Time reversal of waves in physics doesn’t mean travelling back to the future; it describes a special type of wave which can retrace a path backwards through an object, as if watching a movie of the travelling wave, played in reverse.
UQ’s Dr Mickael Mounaix and Dr Joel Carpenter, together with Dr Nick Fontaine’s team at Nokia Bell Labs, are the first to demonstrate this time reversal of optical waves, using a new device they developed that allows full 3D control of light through an optical fibre.
“Imagine launching a short pulse of light from a tiny spot through some scattering material, like fog,” Dr Mounaix said.
“The light starts at a single location in space and at a single point in time but becomes scattered as it travels through the fog and arrives on the other side at many different locations at many different times.
“We have found a way to precisely measure where all that scattered light arrives and at what times, then create a ‘backwards’ version of that light, and send it back through the fog.

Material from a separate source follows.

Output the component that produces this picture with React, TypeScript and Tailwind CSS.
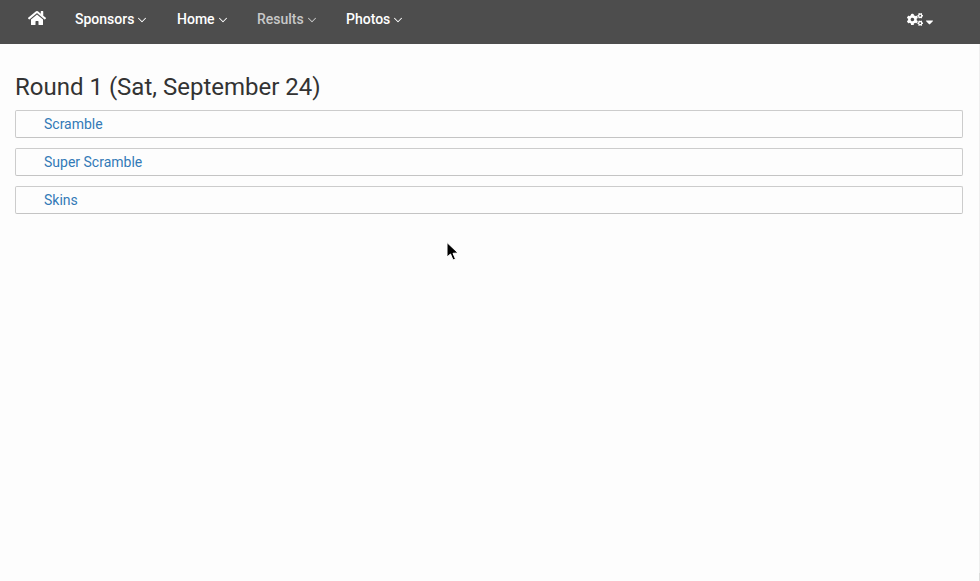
import { FaHome, FaCogs, FaCaretDown } from "react-icons/fa";
import { ChevronDown } from "lucide-react";

const items = [
  { label: "Sponsors", cls: "text-white", w: "w-[102px]" },
  { label: "Home", cls: "text-white", w: "w-[80px]" },
  { label: "Results", cls: "text-[#c8c8c8]", w: "w-[89px]" },
  { label: "Photos", cls: "text-white", w: "w-[80px]" },
];

const rows = ["Scramble", "Super Scramble", "Skins"];

export default function App() {
  return (
    <div className="relative h-[581px] w-[980px] overflow-hidden bg-[#fdfdfd] font-['Roboto',sans-serif]">
      <nav className="flex h-[44px] items-start bg-[#4d4d4d]">
        <div className="flex w-[75px] justify-start pl-[28px] pt-[10px] text-white">
          <FaHome className="h-[16px] w-[18px]" />
        </div>
        <div className="flex pt-[9px]">
          {items.map((it) => (
            <div key={it.label} className={`flex items-center text-[14px] leading-[20px] font-medium ${it.cls} ${it.w}`}>
              <span>{it.label}</span>
              <ChevronDown className="mt-[1px] ml-[1px]" size={14} strokeWidth={1.8} />
            </div>
          ))}
        </div>
        <div className="ml-auto mr-[45px] flex items-center pt-[10px] text-white">
          <FaCogs className="h-[15px] w-[16px]" />
          <FaCaretDown className="mt-[6px] ml-[1px] h-[12px] w-[11px]" />
        </div>
      </nav>
      <main className="px-[15px] pt-[28px]">
        <h1 className="h-[38px] text-[24px] leading-[30px] font-normal text-[#333333]">Round 1 (Sat, September 24)</h1>
        <div className="flex w-[948px] flex-col gap-[10px]">
          {rows.map((r) => (
            <div key={r} className="h-[28px] rounded-[2px] border border-[#cccccc] border-b-[#c4c4c4] bg-[#fdfdfd] pl-[28px] text-[14px] leading-[26px] text-[#337ab7]">
              {r}
            </div>
          ))}
        </div>
      </main>
      <div className="absolute right-0 top-[44px] bottom-0 w-[1px] bg-[#efefef]" />
      <div className="absolute right-0 bottom-0 h-[8px] w-[1px] bg-[#dcdcdc]" />
      <svg className="absolute left-[445px] top-[241px]" width="15" height="21" viewBox="0 0 15 21">
        <path d="M2 1.5 L2 16 L5.5 13 L8 19 L10.5 18 L8 12.3 L13 12 Z" fill="#000" stroke="#fff" strokeWidth="1" />
      </svg>
    </div>
  );
}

“This new time reversed light wave will retrace the original scattering process like watching a movie in reverse – finally arriving at the source just as it began: a single position at a single point in time.”
Dr Carpenter said the backwards version of the light beam, known as the time reversed wave, was a random-looking 3D object, like a little cloud of light.
“To create that light cloud, you need to take an initial ball of light flying into the system, and then sculpt it into the 3D structure you want,” Dr Carpenter said.
“That sculpting needs to take place on time scales of trillionths of a second, so that’s too fast to sculpt using any moving parts or electrical signals – think of it like shooting a ball of clay at high speed through a static apparatus with no moving parts, which slices up the ball, diverts the pieces, and then recombines the pieces to produce an output sculpture, all as the clay flies through without ever slowing down.
Dr Fontaine said there was no device that could fully control and shape a light beam in 3D before the team developed this technique.
“It’s very important to control light delivery as accurately as possible for many applications, ranging from imaging to trapping objects with light, to creating very intense laser beams,” Dr Fontaine said.
Using the new device, researchers will be able to conduct experiments that were previously impossible, putting theoretical concepts in many fields to the test.
This research was published in Nature Communications.